Der Sänger Xavier Naidoo überraschte die Öffentlichkeit am Dienstagabend mit einem neuen Video, in dem er sich für das Verbreiten von Verschwörungstheorien entschuldigt. "Ich war von Verschwörungserzählungen geblendet", sagt Naidoo. Er habe Dinge gesagt und getan, die er heute bereue.

Ukraine-Krieg soll Umdenken ausgelöst haben

Anlass seines Umdenkens sei der Ukraine-Krieg, führt Naidoo aus. Die brutale russische Invasion habe ihn "bestürzt und aufgerüttelt", sagt er und erklärt zudem, seine Frau stamme aus der Ukraine. Unter dem Eindruck dieser Ereignisse habe er sich kritisch mit seinen eigenen Äußerungen in der Vergangenheit auseinandergesetzt:

"Ich habe erkannt, auf welchen Irrwegen ich mich teilweise befunden habe und dass ich in den letzten Jahren viele Fehler gemacht habe."
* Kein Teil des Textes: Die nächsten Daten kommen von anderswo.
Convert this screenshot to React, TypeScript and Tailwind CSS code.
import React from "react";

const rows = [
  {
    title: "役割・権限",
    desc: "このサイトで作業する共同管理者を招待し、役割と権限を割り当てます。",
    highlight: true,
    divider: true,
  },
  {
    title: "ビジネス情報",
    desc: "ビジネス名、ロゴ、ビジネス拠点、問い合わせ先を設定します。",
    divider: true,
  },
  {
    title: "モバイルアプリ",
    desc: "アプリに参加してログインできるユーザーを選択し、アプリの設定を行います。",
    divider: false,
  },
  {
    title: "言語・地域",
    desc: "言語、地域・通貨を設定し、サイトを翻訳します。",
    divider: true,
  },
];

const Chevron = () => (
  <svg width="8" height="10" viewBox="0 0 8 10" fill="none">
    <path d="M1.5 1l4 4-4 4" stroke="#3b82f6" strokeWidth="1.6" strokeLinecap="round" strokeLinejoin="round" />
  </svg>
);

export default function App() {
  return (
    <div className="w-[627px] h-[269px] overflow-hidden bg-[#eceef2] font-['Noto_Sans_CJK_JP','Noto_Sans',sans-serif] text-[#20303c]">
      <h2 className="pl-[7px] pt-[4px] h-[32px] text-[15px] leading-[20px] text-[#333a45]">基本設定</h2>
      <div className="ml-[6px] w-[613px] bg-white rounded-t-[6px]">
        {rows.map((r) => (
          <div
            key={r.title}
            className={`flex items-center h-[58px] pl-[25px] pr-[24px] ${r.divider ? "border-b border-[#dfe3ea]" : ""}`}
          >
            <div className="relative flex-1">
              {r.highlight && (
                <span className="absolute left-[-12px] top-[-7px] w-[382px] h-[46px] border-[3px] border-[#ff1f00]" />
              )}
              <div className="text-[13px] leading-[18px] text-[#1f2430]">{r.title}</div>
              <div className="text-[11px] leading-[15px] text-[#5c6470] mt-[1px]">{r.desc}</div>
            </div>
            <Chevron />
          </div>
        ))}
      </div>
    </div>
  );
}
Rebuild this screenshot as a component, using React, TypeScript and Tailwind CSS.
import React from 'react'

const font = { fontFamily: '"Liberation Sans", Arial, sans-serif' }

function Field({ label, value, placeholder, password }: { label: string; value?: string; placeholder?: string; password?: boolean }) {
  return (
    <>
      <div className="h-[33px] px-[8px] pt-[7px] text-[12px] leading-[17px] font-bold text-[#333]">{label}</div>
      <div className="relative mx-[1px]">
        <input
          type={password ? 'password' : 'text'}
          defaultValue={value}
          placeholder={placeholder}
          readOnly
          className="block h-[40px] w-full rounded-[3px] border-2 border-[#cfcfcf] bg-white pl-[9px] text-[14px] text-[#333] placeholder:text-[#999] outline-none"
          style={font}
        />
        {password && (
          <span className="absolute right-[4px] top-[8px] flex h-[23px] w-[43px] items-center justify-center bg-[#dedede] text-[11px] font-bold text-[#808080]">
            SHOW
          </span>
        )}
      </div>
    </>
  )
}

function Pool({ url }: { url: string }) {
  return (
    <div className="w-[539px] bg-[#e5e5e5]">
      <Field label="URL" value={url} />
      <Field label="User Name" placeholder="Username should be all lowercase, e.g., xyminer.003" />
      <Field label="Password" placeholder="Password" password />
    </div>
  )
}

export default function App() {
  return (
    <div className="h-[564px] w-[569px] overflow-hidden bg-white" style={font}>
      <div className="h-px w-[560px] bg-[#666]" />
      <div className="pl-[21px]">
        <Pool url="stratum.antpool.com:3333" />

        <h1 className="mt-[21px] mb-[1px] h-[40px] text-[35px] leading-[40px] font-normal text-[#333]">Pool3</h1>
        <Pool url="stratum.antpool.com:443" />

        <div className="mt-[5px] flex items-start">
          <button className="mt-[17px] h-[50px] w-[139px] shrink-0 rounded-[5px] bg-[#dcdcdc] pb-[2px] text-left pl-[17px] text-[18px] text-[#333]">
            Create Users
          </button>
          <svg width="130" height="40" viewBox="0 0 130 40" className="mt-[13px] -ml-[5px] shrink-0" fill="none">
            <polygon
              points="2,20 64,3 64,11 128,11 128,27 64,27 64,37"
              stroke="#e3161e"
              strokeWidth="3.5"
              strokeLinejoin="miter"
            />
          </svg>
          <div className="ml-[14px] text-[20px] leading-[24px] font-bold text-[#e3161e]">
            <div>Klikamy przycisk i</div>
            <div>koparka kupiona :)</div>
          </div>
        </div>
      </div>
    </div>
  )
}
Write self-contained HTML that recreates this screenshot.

Und damit nicht genug: Für seine "verstörenden Äußerungen" möchte Naidoo sich entschuldigen.

"Nationalismus, Rassismus, Homophobie und Antisemitismus sind mit meinen Werten nicht vereinbar. Und ich verurteile diese aufs Schärfste."

Soweit, so gut. Natürlich ist Naidoos Schritt zunächst mal sehr zu begrüßen. Es ist nicht zu unterschätzen, dass ein derart prominenter Anhänger von Verschwörungsquatsch sich öffentlich distanziert. Ob hinter dem Schritt wirklich ernsthaftes Umdenken oder, wie manche vermuten, wirtschaftliche Überlegungen stehen, ist dabei zweitrangig: Das Signal als solches zählt. Und das ist gut. 
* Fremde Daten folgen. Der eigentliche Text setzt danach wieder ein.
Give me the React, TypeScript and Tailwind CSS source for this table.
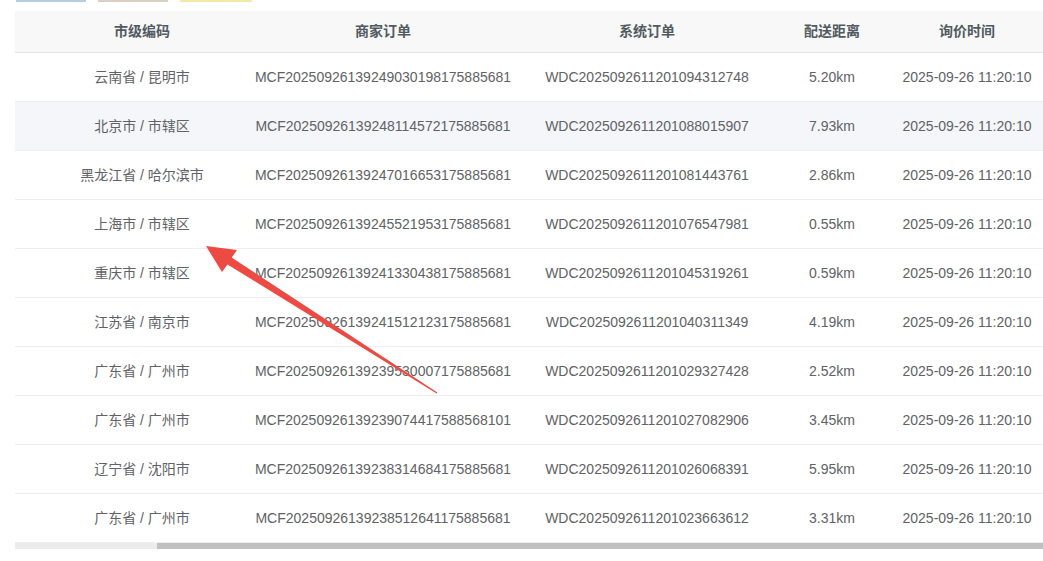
const rows = [
  { city: '云南省 / 昆明市', mcf: 'MCF20250926139249030198175885681', wdc: 'WDC2025092611201094312748', dist: '5.20km' },
  { city: '北京市 / 市辖区', mcf: 'MCF20250926139248114572175885681', wdc: 'WDC2025092611201088015907', dist: '7.93km' },
  { city: '黑龙江省 / 哈尔滨市', mcf: 'MCF20250926139247016653175885681', wdc: 'WDC2025092611201081443761', dist: '2.86km' },
  { city: '上海市 / 市辖区', mcf: 'MCF20250926139245521953175885681', wdc: 'WDC2025092611201076547981', dist: '0.55km' },
  { city: '重庆市 / 市辖区', mcf: 'MCF20250926139241330438175885681', wdc: 'WDC2025092611201045319261', dist: '0.59km' },
  { city: '江苏省 / 南京市', mcf: 'MCF20250926139241512123175885681', wdc: 'WDC2025092611201040311349', dist: '4.19km' },
  { city: '广东省 / 广州市', mcf: 'MCF20250926139239530007175885681', wdc: 'WDC2025092611201029327428', dist: '2.52km' },
  { city: '广东省 / 广州市', mcf: 'MCF20250926139239074417588568101', wdc: 'WDC2025092611201027082906', dist: '3.45km' },
  { city: '辽宁省 / 沈阳市', mcf: 'MCF20250926139238314684175885681', wdc: 'WDC2025092611201026068391', dist: '5.95km' },
  { city: '广东省 / 广州市', mcf: 'MCF20250926139238512641175885681', wdc: 'WDC2025092611201023663612', dist: '3.31km' },
];

const cols = 'grid grid-cols-[254px_228px_300px_70px_200px] w-[1052px]';

export default function App() {
  return (
    <div className="relative w-[1043px] h-[561px] overflow-hidden bg-white font-['Liberation_Sans','Noto_Sans_CJK_SC',sans-serif] text-[14px]">
      {/* cut-off buttons above the table */}
      <div className="flex gap-[12px] pl-[16px] h-[2px]">
        <div className="w-[70px] bg-[#b4cde0]" />
        <div className="w-[70px] bg-[#dccfc2]" />
        <div className="w-[72px] bg-[#f2eaa8]" />
      </div>

      <div className="ml-[15px] mt-[9px]">
        {/* header */}
        <div className={`${cols} h-[42px] bg-[#f8f8f8] border-b border-[#e4e4e4] text-[#515a60] font-bold`}>
          <div className="flex items-center justify-center">市级编码</div>
          <div className="flex items-center justify-center">商家订单</div>
          <div className="flex items-center justify-center">系统订单</div>
          <div className="flex items-center justify-center">配送距离</div>
          <div className="flex items-center justify-center">询价时间</div>
        </div>

        {rows.map((r, i) => (
          <div
            key={i}
            className={`${cols} h-[49px] border-b border-[#ebeef5] text-[#606266] ${i === 1 ? 'bg-[#f4f6fa]' : 'bg-white'}`}
          >
            <div className="flex items-center justify-center">{r.city}</div>
            <div className="flex items-center justify-center">{r.mcf}</div>
            <div className="flex items-center justify-center">{r.wdc}</div>
            <div className="flex items-center justify-center">{r.dist}</div>
            <div className="flex items-center justify-center">2025-09-26 11:20:10</div>
          </div>
        ))}

        {/* horizontal scrollbar */}
        <div className="flex h-[6px]">
          <div className="w-[142px] bg-[#ececec]" />
          <div className="flex-1 bg-[#c1c1c1]" />
        </div>
      </div>

      {/* annotation arrow */}
      <svg className="absolute left-0 top-0 pointer-events-none" width="1043" height="561">
        <polygon
          points="206,246 237,250 231.7,257.6 437.4,392.5 436.6,393.5 227.5,264.4 222,272"
          fill="#ec4a43"
        />
      </svg>
    </div>
  );
}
Wovon genau distanziert sich Naidoo?

Allerdings frage ich mich schon, wovon sich Naidoo denn eigentlich genau distanziert. Denn schon lange vor der Corona-Pandemie fischte der Mannheimer Sänger tief im Trüben, trat bei einer Veranstaltung der Reichsbürger auf, hielt Deutschland für ein besetztes Land und behauptete, der Antichrist persönlich stecke hinter der Klimaschutzbewegung Fridays For Future.

Nach Beginn der Pandemie drehte er den ohnehin schon verstörenden Ton dann noch lauter. Was er über seinen Telegram-Kanal verbreitete bzw. verbreiten ließ, spottet jeglicher Beschreibung und soll an dieser Stelle keine weitere Verbreitung finden. Nur so viel: Ganz unverhohlener, offener Antisemitismus inklusive jüdischer Weltverschwörung sowie Rassismus inklusive dem rechtsradikalen Märchen vom "Krieg gegen die weiße Rasse". 
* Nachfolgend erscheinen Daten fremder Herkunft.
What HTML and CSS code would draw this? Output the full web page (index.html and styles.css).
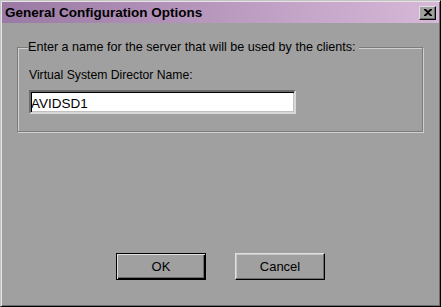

Starker Tobak, um es mal vorsichtig auszudrücken. Und um das alles hinter sich zu lassen und als das zu erkennen, was es ist, nämlich kruder Verschwörungswahn und Rassismus, genügte der Einmarsch Putins in die Ukraine? 

Naidoo soll Ross und Reiter nennen

Wenn es wirklich so war, umso besser. Das würde bedeuten, dass der Ausweg aus dem Labyrinth einfacher ist als viele glauben. Trotzdem sollte Naidoo, wenn es ihm mit seiner Entschuldigung ernst ist, nun auch bitte Ross und Reiter nennen. "Gegen Antisemitismus und Rassismus" zu sein, ist in der Bundesrepublik Deutschland eine Standardbehauptung, die ohnehin jede*r für sich beansprucht, auch Antisemit*innen und Rassist*innen.

Naidoo sollte stattdessen lieber ganz klar benennen, was er da für gefährlichen Dreck verbreitet hat – und zwar explizit und an einzelnen Beispielen, nicht einfach nur pauschal. Und er sollte die Namen derer nennen, die ihn offenkundig auf diesen Weg gebracht haben, darunter der libertäre Oliver Janich, aber sicher auch noch weitere neorechte Vor- und Querdenker*innen.

Kurzum: Dieser Weg wird ganz sicher kein leichter sein, aber es würde sich lohnen, ihn zu gehen. Und zwar konsequent bis zum Ende.